# Homework Help: Falling Oscillator

1. Jun 26, 2010

### tom777

Hello guys. This is not really a homework exercise, but I'm currently preparing for an
exam and this is a question I got from a textbook. I'm currently sort of stuck,
but here are the details.

1. The problem statement, all variables and given/known data
Link to a scan of the problem:
http://img443.imageshack.us/img443/4593/question1y.png [Broken]

2. Relevant equations

The problem is supposed to be solved by using the Lagrangian Method.
(Since it's from a "theoretical-mechanics"-book)

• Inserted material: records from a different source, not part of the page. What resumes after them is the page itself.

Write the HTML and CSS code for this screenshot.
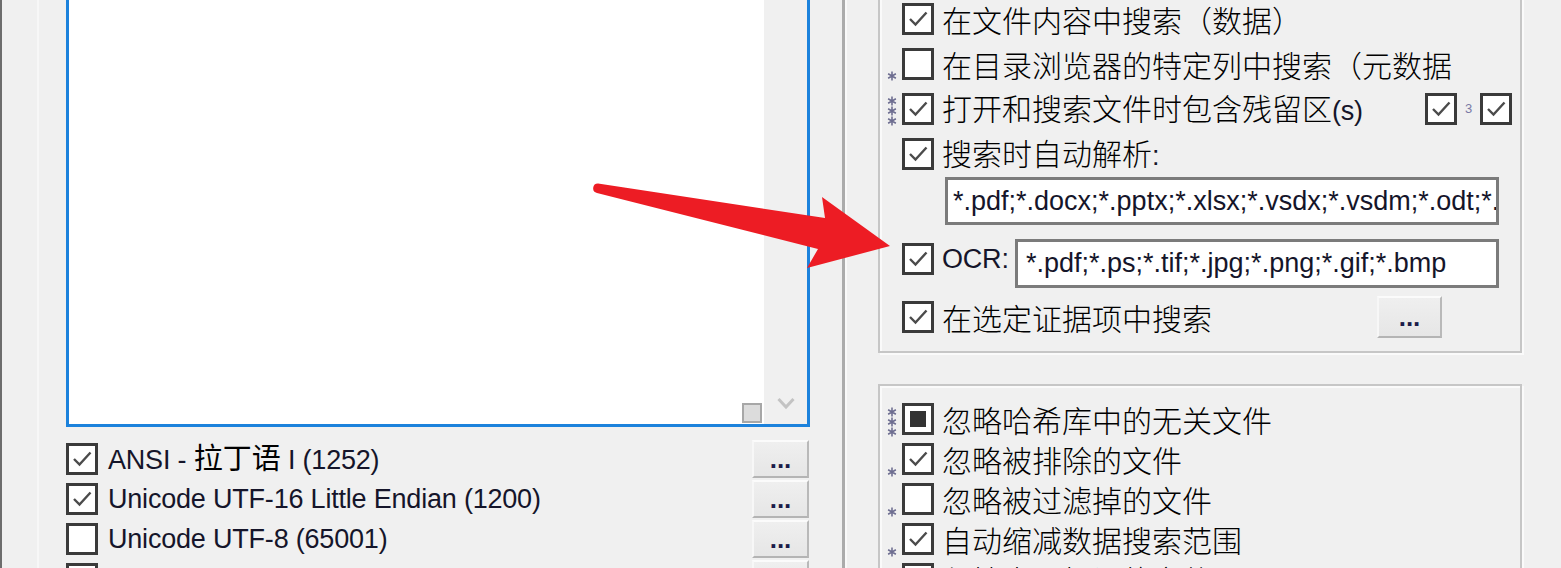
FILE: index.html
```html
<!DOCTYPE html>
<html lang="zh-CN">
<head>
<meta charset="utf-8">
<title>搜索选项</title>
<link rel="stylesheet" href="styles.css">
</head>
<body>
<div class="window">
  <div class="edge"></div>

  <div class="left">
    <div class="listbox">
      <div class="list-area"><span class="grip"></span></div>
      <div class="vscroll">
        <svg viewBox="0 0 18 13"><polyline points="1.5,2 9,10 16.5,2" fill="none" stroke="#c3c3c3" stroke-width="3"/></svg>
      </div>
    </div>

    <div class="enc-list">
      <div class="enc-row">
        <span class="cb"><svg viewBox="0 0 26 26"><polyline points="5,13 10.5,18.5 21.5,6.5" fill="none" stroke="#4b4b4b" stroke-width="2.4"/></svg></span>
        <span class="label en">ANSI - <span class="zh-in">拉丁语</span> I (1252)</span>
        <button class="btn">...</button>
      </div>
      <div class="enc-row">
        <span class="cb"><svg viewBox="0 0 26 26"><polyline points="5,13 10.5,18.5 21.5,6.5" fill="none" stroke="#4b4b4b" stroke-width="2.4"/></svg></span>
        <span class="label en">Unicode UTF-16 Little Endian (1200)</span>
        <button class="btn">...</button>
      </div>
      <div class="enc-row">
        <span class="cb"></span>
        <span class="label en">Unicode UTF-8 (65001)</span>
        <button class="btn">...</button>
      </div>
      <div class="enc-row">
        <span class="cb"><svg viewBox="0 0 26 26"><polyline points="5,13 10.5,18.5 21.5,6.5" fill="none" stroke="#4b4b4b" stroke-width="2.4"/></svg></span>
        <span class="label en">Unicode UTF-16 Big Endian (1201)</span>
        <button class="btn">...</button>
      </div>
    </div>
  </div>

  <div class="sep"></div>

  <div class="right">
    <div class="group group-top">
      <div class="opt">
        <span class="mark"></span>
        <span class="cb"><svg viewBox="0 0 26 26"><polyline points="5,13 10.5,18.5 21.5,6.5" fill="none" stroke="#4b4b4b" stroke-width="2.4"/></svg></span>
        <span class="label zh">在文件内容中搜索（数据）</span>
      </div>
      <div class="opt">
        <span class="mark"><svg viewBox="0 0 9 9"><path d="M4.5 0.5V8.5M1 2.5L8 6.5M8 2.5L1 6.5" stroke="#6d6d90" stroke-width="1.4"/></svg></span>
        <span class="cb"></span>
        <span class="label zh">在目录浏览器的特定列中搜索（元数据</span>
      </div>
      <div class="opt">
        <span class="mark">
          <svg viewBox="0 0 9 9"><path d="M4.5 0.5V8.5M1 2.5L8 6.5M8 2.5L1 6.5" stroke="#6d6d90" stroke-width="1.4"/></svg>
          <svg viewBox="0 0 9 9"><path d="M4.5 0.5V8.5M1 2.5L8 6.5M8 2.5L1 6.5" stroke="#6d6d90" stroke-width="1.4"/></svg>
          <svg viewBox="0 0 9 9"><path d="M4.5 0.5V8.5M1 2.5L8 6.5M8 2.5L1 6.5" stroke="#6d6d90" stroke-width="1.4"/></svg>
        </span>
        <span class="cb"><svg viewBox="0 0 26 26"><polyline points="5,13 10.5,18.5 21.5,6.5" fill="none" stroke="#4b4b4b" stroke-width="2.4"/></svg></span>
        <span class="label zh">打开和搜索文件时包含残留区<span class="en">(s)</span></span>
        <span class="extra">
          <span class="cb"><svg viewBox="0 0 26 26"><polyline points="5,13 10.5,18.5 21.5,6.5" fill="none" stroke="#4b4b4b" stroke-width="2.4"/></svg></span>
          <span class="three">3</span>
          <span class="cb"><svg viewBox="0 0 26 26"><polyline points="5,13 10.5,18.5 21.5,6.5" fill="none" stroke="#4b4b4b" stroke-width="2.4"/></svg></span>
        </span>
      </div>
      <div class="opt">
        <span class="mark"></span>
        <span class="cb"><svg viewBox="0 0 26 26"><polyline points="5,13 10.5,18.5 21.5,6.5" fill="none" stroke="#4b4b4b" stroke-width="2.4"/></svg></span>
        <span class="label zh">搜索时自动解析<span class="en">:</span></span>
      </div>
      <div class="field field-parse">*.pdf;*.docx;*.pptx;*.xlsx;*.vsdx;*.vsdm;*.odt;*.ods;*.odp;*.rtf</div>
      <div class="ocr-row">
        <span class="mark"></span>
        <span class="cbwrap">
          <span class="cb"><svg viewBox="0 0 26 26"><polyline points="5,13 10.5,18.5 21.5,6.5" fill="none" stroke="#4b4b4b" stroke-width="2.4"/></svg></span>
          <span class="label en">OCR:</span>
        </span>
        <div class="field field-ocr">*.pdf;*.ps;*.tif;*.jpg;*.png;*.gif;*.bmp</div>
      </div>
      <div class="opt opt-last">
        <span class="mark"></span>
        <span class="cb"><svg viewBox="0 0 26 26"><polyline points="5,13 10.5,18.5 21.5,6.5" fill="none" stroke="#4b4b4b" stroke-width="2.4"/></svg></span>
        <span class="label zh">在选定证据项中搜索</span>
        <button class="btn btn-group">...</button>
      </div>
    </div>

    <div class="group group-bottom">
      <div class="opt">
        <span class="mark">
          <svg viewBox="0 0 9 9"><path d="M4.5 0.5V8.5M1 2.5L8 6.5M8 2.5L1 6.5" stroke="#6d6d90" stroke-width="1.4"/></svg>
          <svg viewBox="0 0 9 9"><path d="M4.5 0.5V8.5M1 2.5L8 6.5M8 2.5L1 6.5" stroke="#6d6d90" stroke-width="1.4"/></svg>
          <svg viewBox="0 0 9 9"><path d="M4.5 0.5V8.5M1 2.5L8 6.5M8 2.5L1 6.5" stroke="#6d6d90" stroke-width="1.4"/></svg>
        </span>
        <span class="cb"><span class="fill"></span></span>
        <span class="label zh">忽略哈希库中的无关文件</span>
      </div>
      <div class="opt">
        <span class="mark"><svg viewBox="0 0 9 9"><path d="M4.5 0.5V8.5M1 2.5L8 6.5M8 2.5L1 6.5" stroke="#6d6d90" stroke-width="1.4"/></svg></span>
        <span class="cb"><svg viewBox="0 0 26 26"><polyline points="5,13 10.5,18.5 21.5,6.5" fill="none" stroke="#4b4b4b" stroke-width="2.4"/></svg></span>
        <span class="label zh">忽略被排除的文件</span>
      </div>
      <div class="opt">
        <span class="mark"><svg viewBox="0 0 9 9"><path d="M4.5 0.5V8.5M1 2.5L8 6.5M8 2.5L1 6.5" stroke="#6d6d90" stroke-width="1.4"/></svg></span>
        <span class="cb"></span>
        <span class="label zh">忽略被过滤掉的文件</span>
      </div>
      <div class="opt">
        <span class="mark"><svg viewBox="0 0 9 9"><path d="M4.5 0.5V8.5M1 2.5L8 6.5M8 2.5L1 6.5" stroke="#6d6d90" stroke-width="1.4"/></svg></span>
        <span class="cb"><svg viewBox="0 0 26 26"><polyline points="5,13 10.5,18.5 21.5,6.5" fill="none" stroke="#4b4b4b" stroke-width="2.4"/></svg></span>
        <span class="label zh">自动缩减数据搜索范围</span>
      </div>
      <div class="opt">
        <span class="mark"></span>
        <span class="cb"><span class="fill"></span></span>
        <span class="label zh">仅搜索已标记的文件</span>
      </div>
    </div>
  </div>
</div>

<svg class="arrow" viewBox="0 0 1561 568" aria-hidden="true">
  <path d="M598 183.5 L825 218 L822 197 L890 246 L807 268 L818 249 L597 193 A4.8 4.8 0 0 1 598 183.5 Z" fill="#ed1c24"/>
</svg>
</body>
</html>
```

FILE: styles.css
```css
* { box-sizing: border-box; }

html, body { margin: 0; padding: 0; }

body {
  width: 1561px;
  height: 568px;
  overflow: hidden;
  position: relative;
  background: #f0f0f0;
  color: #000;
  font-family: "Liberation Sans", "Noto Sans CJK SC", sans-serif;
}

.window {
  display: flex;
  height: 568px;
}

.edge {
  flex: none;
  width: 2px;
  background: #6d6d6d;
}

/* ---------- left column ---------- */
.left {
  flex: none;
  width: 840px;
  padding-left: 64px;
  background: linear-gradient(to right, transparent 35px, #f7f7f7 35px, #f7f7f7 37px, transparent 37px);
}

.listbox {
  display: flex;
  width: 744px;
  height: 427px;
  border: 3px solid #1c82dc;
  border-top: 0;
  background: #fff;
}

.list-area {
  flex: 1;
  display: flex;
  align-items: flex-end;
  justify-content: flex-end;
  padding: 0 2px 1px 0;
}

.grip {
  width: 20px;
  height: 20px;
  border: 2px solid #a7a7a7;
  background: #dcdcdc;
}

.vscroll {
  flex: none;
  width: 43px;
  background: #f0f0f0;
  display: flex;
  align-items: flex-end;
  justify-content: center;
  padding-bottom: 14px;
}

.vscroll svg { width: 18px; height: 13px; display: block; }

.enc-list {
  width: 743px;
  margin-top: 12px;
}

.enc-row {
  display: flex;
  align-items: center;
  height: 40px;
}

.enc-row .label { margin-left: 10px; }

/* ---------- checkboxes ---------- */
.cb {
  flex: none;
  width: 32px;
  height: 32px;
  border: 3px solid #3a3a3a;
  background: #fff;
  display: flex;
  align-items: center;
  justify-content: center;
}

.cb svg { width: 26px; height: 26px; display: block; }

.cb .fill {
  width: 16px;
  height: 16px;
  background: #333;
}

/* ---------- text ---------- */
.label { white-space: nowrap; }

.en {
  font-family: "Liberation Sans", "Noto Sans CJK SC", sans-serif;
  font-size: 27px;
  letter-spacing: -0.2px;
  color: #15152a;
  line-height: 32px;
}

.zh-in { font-size: 29px; color: #000; letter-spacing: 0; }

.zh {
  font-family: "Noto Sans CJK SC", "Liberation Sans", sans-serif;
  font-size: 30px;
  font-weight: 300;
  line-height: 32px;
  color: #000;
}

.zh .en { font-size: 27px; font-weight: 400; }

/* ---------- buttons ---------- */
.btn {
  flex: none;
  margin: 0 0 0 auto;
  padding: 0;
  width: 57px;
  height: 38px;
  border: 2px solid;
  border-color: #fbfbfb #b9b9b9 #b4b4b4 #f7f7f7;
  background: linear-gradient(#efefef, #e6e6e6);
  font-family: "Liberation Sans", sans-serif;
  font-weight: bold;
  font-size: 26px;
  line-height: 30px;
  color: #1c1c4a;
  display: flex;
  align-items: center;
  justify-content: center;
}

/* ---------- separator ---------- */
.sep {
  flex: none;
  width: 3px;
  background: #ababab;
  box-shadow: 2px 0 0 #f9f9f9;
}

/* ---------- right column ---------- */
.right {
  flex: 1;
  padding-left: 33px;
}

.group {
  width: 644px;
  border: 2px solid #c6c6c6;
  box-shadow: inset 2px 2px 0 #fafafa, 2px 2px 0 #fafafa;
}

.group-top {
  margin-top: -6px;
  padding-bottom: 11px;
}

.group-bottom {
  margin-top: 31px;
  padding-top: 13px;
}

.opt {
  display: flex;
  align-items: center;
  height: 45px;
}

.group-bottom .opt { height: 40px; }

.opt .label { margin-left: 8px; }

.mark {
  flex: none;
  width: 22px;
  height: 32px;
  padding-right: 5px;
  display: flex;
  flex-direction: column;
  justify-content: flex-end;
  align-items: flex-end;
  gap: 0;
  margin-bottom: -3px;
}

.mark svg { width: 10px; height: 10px; display: block; }

.extra {
  margin-left: auto;
  margin-right: 8px;
  display: flex;
  align-items: center;
}

.three {
  width: 23px;
  text-align: center;
  font-size: 13px;
  color: #7a7aa6;
}

.field {
  height: 48px;
  border: 3px solid #7b7b7b;
  background: #fff;
  padding-left: 5px;
  display: flex;
  align-items: center;
  overflow: hidden;
  white-space: nowrap;
  font-size: 27px;
  letter-spacing: 0;
  color: #15152a;
}

.field-parse {
  margin-left: 65px;
  margin-top: 1px;
  width: 554px;
}

.ocr-row {
  display: flex;
  align-items: flex-start;
  height: 49px;
  margin-top: 14px;
}

.cbwrap {
  display: flex;
  align-items: center;
  height: 32px;
  margin-top: 4px;
}

.cbwrap .label { margin-left: 8px; }

.ocr-row .mark { margin-top: 4px; }

.field-ocr {
  margin-left: auto;
  margin-right: 21px;
  width: 484px;
  height: 49px;
  padding-left: 8px;
}

.opt-last {
  height: 47px;
  margin-top: 5px;
}

.btn-group {
  width: 65px;
  height: 42px;
  margin-right: 78px;
}

/* ---------- annotation arrow ---------- */
.arrow {
  position: absolute;
  left: 0;
  top: 0;
  width: 1561px;
  height: 568px;
  pointer-events: none;
}
```
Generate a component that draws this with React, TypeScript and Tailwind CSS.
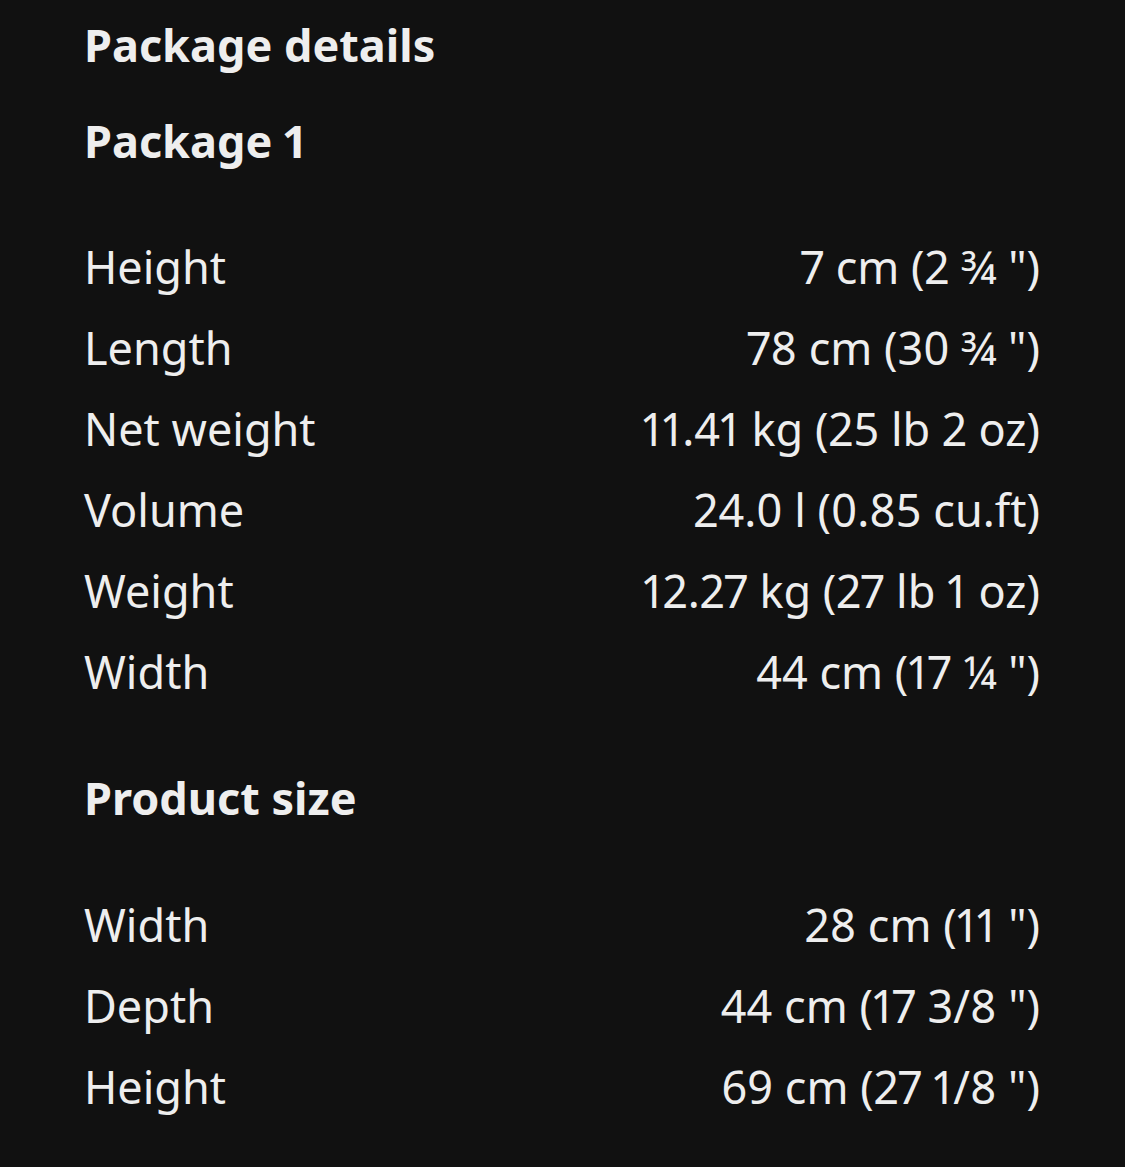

3. The attempt at a solution
Okay. What I thought was that i have to choose a suitable accelerating coordinate system
and relate this coordinate system with an intertial frame of reference.
First one sees in the picture that:
l * q(t) = s(t) * l_1(t)
So if one finds an equation of motion for l_1(t) one is done.
Now the problem is I'm not sure which moving coordinate system to choose.
I could choose one with origin at B, which would mean that there's gravity but
only the spring-force acting on the mass m.
However I'm not quite sure how to tackle this problem in general and I'm a bit confused.

I'd be more than happy if you could help me!!

Last edited by a moderator: May 4, 2017
2. Jun 26, 2010

### gabbagabbahey

I'm not sure why you would think that. Instead, just look at a single inertial reference frame and compute the equations of motion from the Lagrangian. You should find that [tex]m\ddot{l_1}[/itex] not only has a spring term and a gravitational term, but also a $kA\sin(\omega t)$ term.

3. Jun 26, 2010

### tom777

Hey. Thanks for the quick response.
Here are some thoughts:

I'm picking a cartesian coordiante axis y with origin at the initial position of the block B
pointing "downwords" - that is to say: in the direction the entire system is falling.
As a next step I'm picking l_1 as a generalized coordinate.
Then: y= l_1 + s . (*)
The zero-level of potential energy is at y=0.
Hence I obtain
V=-mgy+(1/2)*k*(l_1 - l)^2 (not 100% sure about the signs though ;-) )
Then I got T=(1/2)*m*(d/dt y)
Substituting (*) in the equation for T and V gives me a Lagrange-function that
only depends on l_1 . Then I set up the differential equation and
use the relation between l_1 and q given in my first posting to rewrite everything
in term of q.

What do you think of that approach? Any errors?